EXERCISE BRIEF:
From the listing below, pull each line that includes "screenshot".

DATA SUPPLIED:
— Start —

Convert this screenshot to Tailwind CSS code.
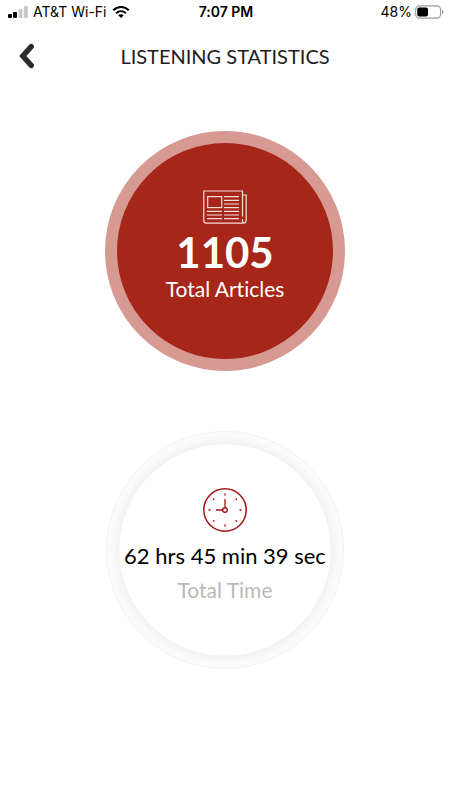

— End —
— Start —

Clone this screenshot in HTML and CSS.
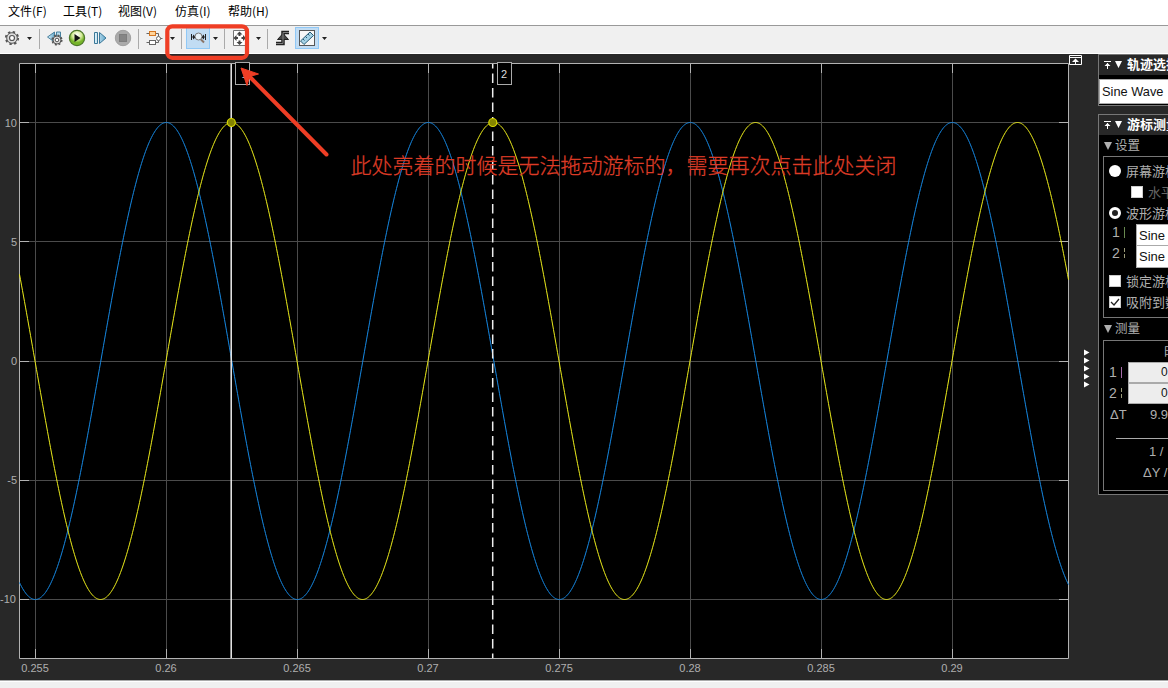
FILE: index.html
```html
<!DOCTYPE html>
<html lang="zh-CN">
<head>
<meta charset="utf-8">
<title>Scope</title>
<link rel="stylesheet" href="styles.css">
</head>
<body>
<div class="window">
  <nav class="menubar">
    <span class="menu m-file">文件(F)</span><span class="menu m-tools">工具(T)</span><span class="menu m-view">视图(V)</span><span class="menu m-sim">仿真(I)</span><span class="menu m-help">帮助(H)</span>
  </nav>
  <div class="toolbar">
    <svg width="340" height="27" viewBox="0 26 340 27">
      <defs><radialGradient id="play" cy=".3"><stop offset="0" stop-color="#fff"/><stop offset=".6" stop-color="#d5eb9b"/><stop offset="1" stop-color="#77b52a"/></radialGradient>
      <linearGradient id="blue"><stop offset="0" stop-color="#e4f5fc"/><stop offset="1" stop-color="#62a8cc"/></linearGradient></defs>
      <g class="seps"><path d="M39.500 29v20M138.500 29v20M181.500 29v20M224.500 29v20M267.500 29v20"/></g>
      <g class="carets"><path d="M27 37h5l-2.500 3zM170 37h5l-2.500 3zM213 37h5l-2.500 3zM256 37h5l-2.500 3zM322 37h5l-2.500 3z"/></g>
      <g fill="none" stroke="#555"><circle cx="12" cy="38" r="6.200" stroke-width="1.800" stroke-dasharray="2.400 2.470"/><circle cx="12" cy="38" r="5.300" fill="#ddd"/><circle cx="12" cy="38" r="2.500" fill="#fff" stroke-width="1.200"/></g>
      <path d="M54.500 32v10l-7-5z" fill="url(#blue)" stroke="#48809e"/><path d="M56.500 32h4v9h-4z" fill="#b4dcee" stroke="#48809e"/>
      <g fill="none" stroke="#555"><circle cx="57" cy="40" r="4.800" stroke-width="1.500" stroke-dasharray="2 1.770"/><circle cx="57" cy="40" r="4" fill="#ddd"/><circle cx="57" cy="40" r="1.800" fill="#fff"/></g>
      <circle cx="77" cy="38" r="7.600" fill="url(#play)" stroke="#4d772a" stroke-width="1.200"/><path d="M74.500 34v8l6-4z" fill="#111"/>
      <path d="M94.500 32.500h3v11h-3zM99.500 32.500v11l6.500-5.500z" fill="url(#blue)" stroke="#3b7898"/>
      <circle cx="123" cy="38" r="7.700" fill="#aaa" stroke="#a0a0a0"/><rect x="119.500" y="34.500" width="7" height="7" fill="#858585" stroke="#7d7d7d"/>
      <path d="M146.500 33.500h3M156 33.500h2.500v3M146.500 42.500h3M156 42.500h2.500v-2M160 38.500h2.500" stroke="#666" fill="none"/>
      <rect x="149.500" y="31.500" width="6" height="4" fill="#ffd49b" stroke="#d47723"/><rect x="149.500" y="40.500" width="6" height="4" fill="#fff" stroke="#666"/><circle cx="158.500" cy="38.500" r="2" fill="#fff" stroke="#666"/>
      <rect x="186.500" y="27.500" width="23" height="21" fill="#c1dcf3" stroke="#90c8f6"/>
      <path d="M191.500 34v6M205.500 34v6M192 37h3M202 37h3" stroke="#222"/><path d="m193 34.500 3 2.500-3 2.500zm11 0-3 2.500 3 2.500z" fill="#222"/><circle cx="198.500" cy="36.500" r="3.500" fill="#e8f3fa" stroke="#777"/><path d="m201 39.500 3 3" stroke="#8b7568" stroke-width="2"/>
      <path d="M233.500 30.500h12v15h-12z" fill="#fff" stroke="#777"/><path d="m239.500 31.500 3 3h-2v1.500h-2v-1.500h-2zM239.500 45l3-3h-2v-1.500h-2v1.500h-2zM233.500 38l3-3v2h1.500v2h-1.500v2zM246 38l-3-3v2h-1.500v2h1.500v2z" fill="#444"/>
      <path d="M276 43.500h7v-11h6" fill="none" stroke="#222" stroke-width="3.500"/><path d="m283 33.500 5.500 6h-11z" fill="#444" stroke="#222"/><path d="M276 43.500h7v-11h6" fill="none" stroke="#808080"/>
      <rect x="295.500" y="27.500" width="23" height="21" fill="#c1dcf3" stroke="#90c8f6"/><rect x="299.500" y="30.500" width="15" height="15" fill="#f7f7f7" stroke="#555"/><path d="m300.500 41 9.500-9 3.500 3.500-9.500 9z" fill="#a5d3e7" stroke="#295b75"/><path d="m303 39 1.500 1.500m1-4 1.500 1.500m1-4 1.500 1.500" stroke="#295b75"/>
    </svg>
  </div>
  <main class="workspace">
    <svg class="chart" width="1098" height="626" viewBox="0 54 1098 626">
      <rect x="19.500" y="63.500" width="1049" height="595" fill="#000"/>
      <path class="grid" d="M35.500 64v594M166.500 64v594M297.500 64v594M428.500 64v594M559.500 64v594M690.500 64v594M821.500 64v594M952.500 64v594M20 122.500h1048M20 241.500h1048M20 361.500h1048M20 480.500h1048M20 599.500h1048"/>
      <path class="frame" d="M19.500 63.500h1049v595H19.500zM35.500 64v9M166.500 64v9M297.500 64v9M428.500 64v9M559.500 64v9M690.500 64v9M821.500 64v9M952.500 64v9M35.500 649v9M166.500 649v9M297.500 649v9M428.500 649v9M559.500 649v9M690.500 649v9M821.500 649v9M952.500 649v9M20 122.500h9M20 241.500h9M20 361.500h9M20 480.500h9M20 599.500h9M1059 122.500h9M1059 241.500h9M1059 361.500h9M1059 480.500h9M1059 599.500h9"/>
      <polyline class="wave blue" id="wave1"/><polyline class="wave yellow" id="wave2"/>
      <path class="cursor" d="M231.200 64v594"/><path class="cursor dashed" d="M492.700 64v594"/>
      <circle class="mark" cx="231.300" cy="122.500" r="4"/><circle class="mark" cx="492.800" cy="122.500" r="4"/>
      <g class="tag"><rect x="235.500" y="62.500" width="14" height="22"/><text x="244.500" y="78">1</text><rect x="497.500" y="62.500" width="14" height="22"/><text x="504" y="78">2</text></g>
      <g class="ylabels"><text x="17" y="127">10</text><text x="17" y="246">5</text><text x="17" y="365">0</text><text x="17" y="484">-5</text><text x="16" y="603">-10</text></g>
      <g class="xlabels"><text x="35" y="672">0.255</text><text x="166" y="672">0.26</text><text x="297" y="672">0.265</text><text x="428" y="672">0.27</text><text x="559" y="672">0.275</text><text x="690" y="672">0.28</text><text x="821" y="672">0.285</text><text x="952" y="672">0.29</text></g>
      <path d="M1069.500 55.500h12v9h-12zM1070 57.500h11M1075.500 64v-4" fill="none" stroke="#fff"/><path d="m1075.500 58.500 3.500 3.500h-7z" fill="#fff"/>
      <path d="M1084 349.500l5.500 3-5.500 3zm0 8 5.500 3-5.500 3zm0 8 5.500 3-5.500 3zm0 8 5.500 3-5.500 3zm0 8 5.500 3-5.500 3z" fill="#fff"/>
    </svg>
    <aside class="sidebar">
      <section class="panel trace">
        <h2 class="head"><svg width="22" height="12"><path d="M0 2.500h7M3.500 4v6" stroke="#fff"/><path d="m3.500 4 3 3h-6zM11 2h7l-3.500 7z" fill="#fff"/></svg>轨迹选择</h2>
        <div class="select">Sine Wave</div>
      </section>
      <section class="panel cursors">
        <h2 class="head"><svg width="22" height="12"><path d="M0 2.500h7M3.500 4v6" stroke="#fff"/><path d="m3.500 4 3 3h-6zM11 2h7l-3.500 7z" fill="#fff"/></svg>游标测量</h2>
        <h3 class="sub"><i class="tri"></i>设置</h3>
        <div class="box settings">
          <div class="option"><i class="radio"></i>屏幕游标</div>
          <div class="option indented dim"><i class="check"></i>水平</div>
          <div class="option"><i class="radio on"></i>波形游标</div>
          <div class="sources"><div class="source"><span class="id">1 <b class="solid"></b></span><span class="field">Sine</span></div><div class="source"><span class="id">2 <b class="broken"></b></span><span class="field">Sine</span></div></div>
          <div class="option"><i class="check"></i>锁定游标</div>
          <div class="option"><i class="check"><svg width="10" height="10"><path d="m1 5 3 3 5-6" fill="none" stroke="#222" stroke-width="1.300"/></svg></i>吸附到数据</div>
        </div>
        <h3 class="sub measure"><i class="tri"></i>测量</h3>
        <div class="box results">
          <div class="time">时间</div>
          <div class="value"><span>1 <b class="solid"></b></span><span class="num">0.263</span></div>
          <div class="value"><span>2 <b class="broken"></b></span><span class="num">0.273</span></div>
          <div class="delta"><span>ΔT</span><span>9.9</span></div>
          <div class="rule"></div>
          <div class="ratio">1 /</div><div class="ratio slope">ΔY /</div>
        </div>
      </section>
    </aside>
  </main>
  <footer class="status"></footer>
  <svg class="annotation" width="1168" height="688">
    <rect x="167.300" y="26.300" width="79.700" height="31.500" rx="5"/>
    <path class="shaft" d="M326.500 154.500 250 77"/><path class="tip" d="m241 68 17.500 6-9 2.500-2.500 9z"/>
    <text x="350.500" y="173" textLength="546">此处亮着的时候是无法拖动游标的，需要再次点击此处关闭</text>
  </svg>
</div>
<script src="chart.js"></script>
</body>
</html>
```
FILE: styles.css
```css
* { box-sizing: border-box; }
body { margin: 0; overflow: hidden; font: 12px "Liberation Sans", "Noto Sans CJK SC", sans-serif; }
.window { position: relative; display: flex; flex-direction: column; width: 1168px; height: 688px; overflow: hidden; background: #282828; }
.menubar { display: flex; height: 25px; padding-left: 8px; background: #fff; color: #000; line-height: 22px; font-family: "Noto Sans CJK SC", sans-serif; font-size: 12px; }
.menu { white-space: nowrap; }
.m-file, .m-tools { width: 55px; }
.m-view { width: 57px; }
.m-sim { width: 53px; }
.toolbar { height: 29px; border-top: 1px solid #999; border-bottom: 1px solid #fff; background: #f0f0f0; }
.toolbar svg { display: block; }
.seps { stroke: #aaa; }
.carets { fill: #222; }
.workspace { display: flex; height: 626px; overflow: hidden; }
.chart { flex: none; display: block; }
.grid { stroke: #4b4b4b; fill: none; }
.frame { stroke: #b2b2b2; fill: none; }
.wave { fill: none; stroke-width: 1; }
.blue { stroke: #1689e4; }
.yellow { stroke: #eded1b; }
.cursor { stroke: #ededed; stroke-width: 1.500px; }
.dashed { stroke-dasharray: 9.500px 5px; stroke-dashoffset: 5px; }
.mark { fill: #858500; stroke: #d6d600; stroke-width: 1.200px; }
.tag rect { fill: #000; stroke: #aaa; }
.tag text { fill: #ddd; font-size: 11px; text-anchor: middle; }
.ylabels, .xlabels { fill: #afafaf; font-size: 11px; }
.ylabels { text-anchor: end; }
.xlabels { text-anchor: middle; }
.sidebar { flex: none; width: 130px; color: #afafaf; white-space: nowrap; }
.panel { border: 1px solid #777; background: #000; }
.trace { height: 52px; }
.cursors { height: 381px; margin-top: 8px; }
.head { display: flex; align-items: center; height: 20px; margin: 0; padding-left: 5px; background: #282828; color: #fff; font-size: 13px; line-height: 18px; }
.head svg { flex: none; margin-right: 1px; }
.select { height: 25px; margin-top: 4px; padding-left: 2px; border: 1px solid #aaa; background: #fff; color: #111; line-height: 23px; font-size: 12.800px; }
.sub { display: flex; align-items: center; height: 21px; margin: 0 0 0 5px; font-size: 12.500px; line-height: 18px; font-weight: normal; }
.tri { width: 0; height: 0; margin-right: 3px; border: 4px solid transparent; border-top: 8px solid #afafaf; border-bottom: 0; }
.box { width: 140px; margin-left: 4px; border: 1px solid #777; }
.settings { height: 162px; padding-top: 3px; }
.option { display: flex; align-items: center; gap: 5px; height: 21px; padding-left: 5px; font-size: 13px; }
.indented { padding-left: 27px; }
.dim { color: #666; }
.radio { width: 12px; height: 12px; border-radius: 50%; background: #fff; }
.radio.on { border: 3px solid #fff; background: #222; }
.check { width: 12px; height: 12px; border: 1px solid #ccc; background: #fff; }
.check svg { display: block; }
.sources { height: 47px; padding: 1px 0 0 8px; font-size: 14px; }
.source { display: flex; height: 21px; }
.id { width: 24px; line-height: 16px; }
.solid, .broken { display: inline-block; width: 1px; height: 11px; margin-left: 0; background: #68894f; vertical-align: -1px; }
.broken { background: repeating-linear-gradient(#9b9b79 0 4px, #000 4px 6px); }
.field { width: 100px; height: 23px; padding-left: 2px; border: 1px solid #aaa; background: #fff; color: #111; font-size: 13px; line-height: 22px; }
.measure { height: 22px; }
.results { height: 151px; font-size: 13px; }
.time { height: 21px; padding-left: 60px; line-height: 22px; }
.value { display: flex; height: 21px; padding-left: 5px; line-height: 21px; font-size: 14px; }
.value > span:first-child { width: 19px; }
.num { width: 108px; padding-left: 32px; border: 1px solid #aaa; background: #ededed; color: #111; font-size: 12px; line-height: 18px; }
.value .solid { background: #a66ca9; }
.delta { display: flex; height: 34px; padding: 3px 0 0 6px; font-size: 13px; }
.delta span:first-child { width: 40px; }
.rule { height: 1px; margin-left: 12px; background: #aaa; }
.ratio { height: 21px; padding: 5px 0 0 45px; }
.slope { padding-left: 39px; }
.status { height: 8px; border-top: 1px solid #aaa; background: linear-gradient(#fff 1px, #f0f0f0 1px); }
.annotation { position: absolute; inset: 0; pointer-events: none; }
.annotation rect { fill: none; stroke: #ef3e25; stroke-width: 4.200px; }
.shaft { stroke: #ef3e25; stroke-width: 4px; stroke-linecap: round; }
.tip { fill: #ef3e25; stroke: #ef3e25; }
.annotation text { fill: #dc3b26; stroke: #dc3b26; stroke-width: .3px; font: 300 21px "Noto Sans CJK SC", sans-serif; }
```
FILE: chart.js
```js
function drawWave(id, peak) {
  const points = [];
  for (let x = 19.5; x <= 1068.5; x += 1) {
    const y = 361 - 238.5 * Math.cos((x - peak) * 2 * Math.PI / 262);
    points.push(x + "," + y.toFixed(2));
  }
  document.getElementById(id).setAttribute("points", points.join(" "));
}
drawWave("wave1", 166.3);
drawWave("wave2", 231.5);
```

— End —

FINAL RESULT:
Convert this screenshot to Tailwind CSS code.
Clone this screenshot in HTML and CSS.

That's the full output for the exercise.